The Czech Republic has welcomed the re-election of Donald Tusk European Council president. Prime Minister Bohuslav Sobotka who supported his bid for re-election said Prague appreciated the fact that Mr. Tusk had worked well with the Czech Republic and had a good understanding of the problems and priorities of the Central European region. The Czech leader nonetheless noted that Prague’s support for Donald Tusk –in the face of Polish opposition -should not be interpreted as a rift within the Visegrad Four group. As regards the migrant crisis Prime Minister Bohuslav Sobotka dismissed the idea of cutting European funds to member states that refuse to accept migrant quotas. Along with a number of Central and Eastern European countries, the Czech Republic has been reluctant to join the programme relocating some 120,000 asylum seekers from Italy and Greece. From its quota of 2691 persons, the Czech Republic has only accepted 12.
President Zeman has announced his decision to run for a second five-year term in office. The president delivered the news to a gathering of his supporters held at Prague Castle, marking the anniversary of his inauguration. On Friday Mr. Zeman will give a briefing for the press. Miloš Zeman was elected in early 2013. His five-year term will expire in March 2018. His rivals for the post so far are lyricist Michal Horáček, businessman Igor Sladek and physician and civic activist Marek Hilšer. Political parties have yet to decide on whether to nominate a candidate of their own. Observers say the 72-year-old Zeman will be a hot favourite in the race.

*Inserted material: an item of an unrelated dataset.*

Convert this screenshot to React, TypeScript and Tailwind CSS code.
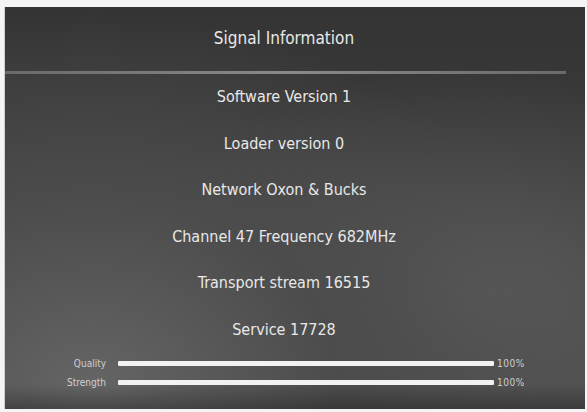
const rows = [
  'Software Version 1',
  'Loader version 0',
  'Network Oxon & Bucks',
  'Channel 47 Frequency 682MHz',
  'Transport stream 16515',
  'Service 17728',
];

const meters = [
  { label: 'Quality', value: 100 },
  { label: 'Strength', value: 100 },
];

export default function App() {
  return (
    <div className="w-[587px] h-[412px] bg-[#f4f4f4] pt-[7px] pl-[4px] pr-[2px] pb-[3px] font-['DejaVu_Sans_Condensed','DejaVu_Sans',sans-serif]">
      <div className="relative h-full border-l border-[#cfcfcf] bg-[linear-gradient(to_bottom,transparent_94%,rgba(20,20,20,0.35)_100%),radial-gradient(ellipse_at_15%_95%,#656565_0%,#4c4c4c_35%,transparent_70%),radial-gradient(ellipse_at_80%_72%,#5a5a5a_0%,transparent_55%),linear-gradient(to_bottom,#343434_0%,#3b3b3b_40%,#4a4a4a_100%)] text-[#e8e8e8] overflow-hidden">
        <div className="w-[558px] h-[64px] flex items-center justify-center text-[17px]">
          Signal Information
        </div>
        <div className="h-[3px] w-[561px] bg-gradient-to-r from-[#6a6a6a] via-[#8a8a8a] to-[#6a6a6a]" />
        <div className="w-[558px] flex flex-col">
          {rows.map((r) => (
            <div key={r} className="h-[46.5px] flex items-center justify-center text-[16px]">
              {r}
            </div>
          ))}
        </div>
        <div className="mt-[5px] flex flex-col gap-[9px]">
          {meters.map((m) => (
            <div key={m.label} className="flex items-center h-[10px]">
              <div className="w-[113px] text-right pr-[12px] text-[10px] text-[#cfcfcf]">{m.label}</div>
              <div className="w-[376px] h-[5px] bg-[#3a3a3a] rounded-[1px]">
                <div className="h-full bg-[#f2f2f2] rounded-[1px]" style={{ width: `${m.value}%` }} />
              </div>
              <div className="pl-[3px] text-[10px] tracking-[0.5px] text-[#cfcfcf]">{m.value}%</div>
            </div>
          ))}
        </div>
      </div>
    </div>
  );
}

Czech defence expenditures are expected to dominate talks between Czech President Miloš Zeman and the new US administration, the Czech ambassador-designate to the United States Hynek Kmoníček told the CTK news agency. President Zeman will be meeting with President Trump during a state visit to the US at the end of April. Mr. Kmoníček, who is president’s chief foreign policy advisor, said that the presence of the Czech finance and interior ministers in the delegation reflected the main topics on the agenda – defence expenditures and the migrant crisis. The Czech Republic annually invests just over 1 percent of the GDP into defence, still well below the 2 percent target set by NATO.
Public trust in the media has taken a dive, Czech Radio reported citing a study conducted by researchers at Masaryk University in Brno. Presently only a third of Czechs trust newspapers and magazines and 37 percent of respondents trust television stations to deliver objective information. Trust in radio station is currently highest, at 45 percent. The trust rating dropped most radically in the 18 to 29 age bracket where the majority of respondent expressed distrust criticizing the media for tabloid reporting and bias. Thirteen years ago only 18 percent of young people said they did not trust the media.

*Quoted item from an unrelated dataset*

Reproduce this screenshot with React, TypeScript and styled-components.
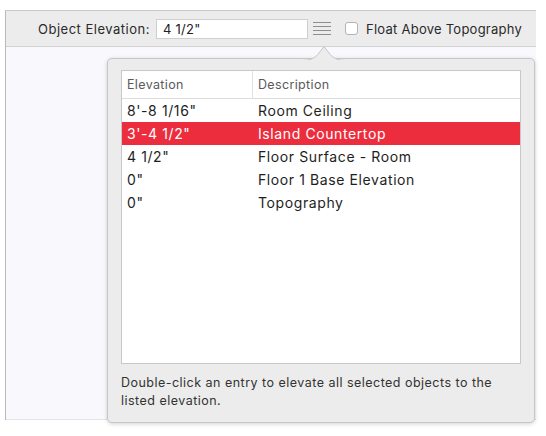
import React from "react";
import styled, { createGlobalStyle } from "styled-components";

const Global = createGlobalStyle`
  html, body { margin: 0; padding: 0; background: #ffffff; }
  body { font-family: Inter, "Liberation Sans", Arial, sans-serif; -webkit-font-smoothing: antialiased; }
`;

const Page = styled.div`
  width: 546px;
  height: 436px;
  padding: 10px 0 0 5px;
  box-sizing: border-box;
`;

const Window = styled.div`
  position: relative;
  width: 531px;
  height: 410px;
  display: flex;
  flex-direction: column;
  border-left: 1px solid #b9b9bd;
  border-top: 1px solid #c9c9c9;
  box-sizing: border-box;
  background: #f9f9fd;
`;

const Toolbar = styled.div`
  height: 36px;
  flex: none;
  display: flex;
  align-items: center;
  background: #ececec;
  border-bottom: 1px solid #d3d3d3;
  box-sizing: border-box;
  padding-left: 32px;
  font-size: 13px;
  letter-spacing: 0.25px;
  color: #2a2a2a;
`;

const Label = styled.span`
  width: 118px;
  flex: none;
  white-space: nowrap;
  letter-spacing: 0.5px;
`;

const Field = styled.div`
  width: 152px;
  height: 20px;
  box-sizing: border-box;
  background: #ffffff;
  border: 1px solid #cfcfcf;
  display: flex;
  align-items: center;
  padding-left: 6px;
  font-size: 13px;
  color: #222;
`;

const MenuButton = styled.div`
  width: 18px;
  height: 13px;
  margin-left: 5px;
  display: flex;
  flex-direction: column;
  justify-content: space-between;
`;

const MenuLine = styled.div`
  height: 1px;
  background: #8e8e8e;
`;

const Check = styled.label`
  display: flex;
  align-items: center;
  margin-left: 14px;
  gap: 8px;
  white-space: nowrap;
`;

const CheckBox = styled.span`
  width: 13px;
  height: 13px;
  box-sizing: border-box;
  border: 1px solid #b4b4b4;
  border-radius: 3px;
  background: #ffffff;
`;

const Content = styled.div`
  flex: 1;
  background: #f9f9fd;
  border-bottom: 1px solid #e3e3e8;
`;

const Popover = styled.div`
  position: absolute;
  left: 101px;
  top: 47px;
  width: 428px;
  height: 365px;
  box-sizing: border-box;
  background: #ececec;
  border: 1px solid #c6c6c6;
  border-radius: 5px;
  box-shadow: 0 1px 4px rgba(0, 0, 0, 0.18);
  padding: 11px 13px 0 13px;
  display: flex;
  flex-direction: column;
`;

const Arrow = styled.svg`
  position: absolute;
  left: 193px;
  top: -14px;
`;

const Table = styled.div`
  height: 294px;
  background: #ffffff;
  border: 1px solid #c8c8c8;
  box-sizing: border-box;
  display: flex;
  flex-direction: column;
`;

const HeadRow = styled.div`
  height: 27px;
  flex: none;
  display: grid;
  grid-template-columns: 131px 1fr;
  align-items: center;
  border-bottom: 1px solid #dedede;
  font-size: 12.5px;
  letter-spacing: 0.35px;
  color: #5a5a5a;
`;

const HeadCell = styled.div<{ $divider?: boolean }>`
  padding-left: 5px;
  height: 100%;
  display: flex;
  align-items: center;
  border-right: ${(p) => (p.$divider ? "1px solid #e2e2e2" : "none")};
`;

const Row = styled.div<{ $selected?: boolean }>`
  height: 23px;
  display: grid;
  grid-template-columns: 131px 1fr;
  align-items: center;
  font-size: 14px;
  letter-spacing: 0.6px;
  background: ${(p) => (p.$selected ? "#ec2d3e" : "transparent")};
  color: ${(p) => (p.$selected ? "#ffffff" : "#1e1e1e")};
`;

const Cell = styled.div`
  padding-left: 5px;
  white-space: nowrap;
`;

const Note = styled.p`
  margin: 10px 0 0 0;
  font-size: 12.5px;
  letter-spacing: 0.48px;
  line-height: 18px;
  color: #333333;
  white-space: nowrap;
`;

const rows = [
  { elevation: "8'-8 1/16\"", description: "Room Ceiling" },
  { elevation: "3'-4 1/2\"", description: "Island Countertop", selected: true },
  { elevation: "4 1/2\"", description: "Floor Surface - Room" },
  { elevation: "0\"", description: "Floor 1 Base Elevation" },
  { elevation: "0\"", description: "Topography" },
];

export default function App() {
  return (
    <>
      <Global />
      <Page>
        <Window>
          <Toolbar>
            <Label>Object Elevation:</Label>
            <Field>4 1/2"</Field>
            <MenuButton>
              <MenuLine />
              <MenuLine />
              <MenuLine />
              <MenuLine />
            </MenuButton>
            <Check>
              <CheckBox />
              <span>Float Above Topography</span>
            </Check>
          </Toolbar>
          <Content />
          <Popover>
            <Arrow width="46" height="16" viewBox="0 0 46 16">
              <path d="M0 15.5 C10 15.5 14 13 18 8 L23 1.5 L28 8 C32 13 36 15.5 46 15.5" fill="#ececec" stroke="#c6c6c6" strokeWidth="1" />
              <rect x="0" y="15" width="46" height="1" fill="#ececec" />
            </Arrow>
            <Table>
              <HeadRow>
                <HeadCell $divider>Elevation</HeadCell>
                <HeadCell>Description</HeadCell>
              </HeadRow>
              {rows.map((r, i) => (
                <Row key={i} $selected={r.selected}>
                  <Cell>{r.elevation}</Cell>
                  <Cell>{r.description}</Cell>
                </Row>
              ))}
            </Table>
            <Note>
              Double-click an entry to elevate all selected objects to the
              <br />
              listed elevation.
            </Note>
          </Popover>
        </Window>
      </Page>
    </>
  );
}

Czech consumer price inflation accelerated to 2.5 percent in February, up from 2.2 in January, coming in above market projections and the Czech National Bank’s target rate of 2 percent, the Czech Statistics Office reported. The 2.5 percent year-on-year growth in consumer prices registered in February was reportedly driven by growth in the price of fuel and food products. Economists see this as a sign that the end of forex interventions may not be far off. The forex interventions were launched in November 2013 as an instrument for maintaining monetary stability. Their aim was to keep the crown's rate below 27 crowns to the euro. According to an earlier statement by National Bank Governor Jiří Rusnok the forex interventions could end in mid-2017.
A concert in Prague’s Klementinum concert hall on Thursday night will mark the 40th anniversary of the death of Jan Patočka, a philosopher and one of the first spokesmen for Charter 77 protest movement. Speaking at the event will be Petr Pithart, a former dissident and former prime minister. Jan Patočka died of a heart attack in March 13, 1977, after lengthy interrogations by the StB secret police, at the age of 69.
Friday is expected to bring cloudy to overcast skies with rain and snow in the higher altitudes. Day temperatures should range from 6 to 10 degrees Celsius.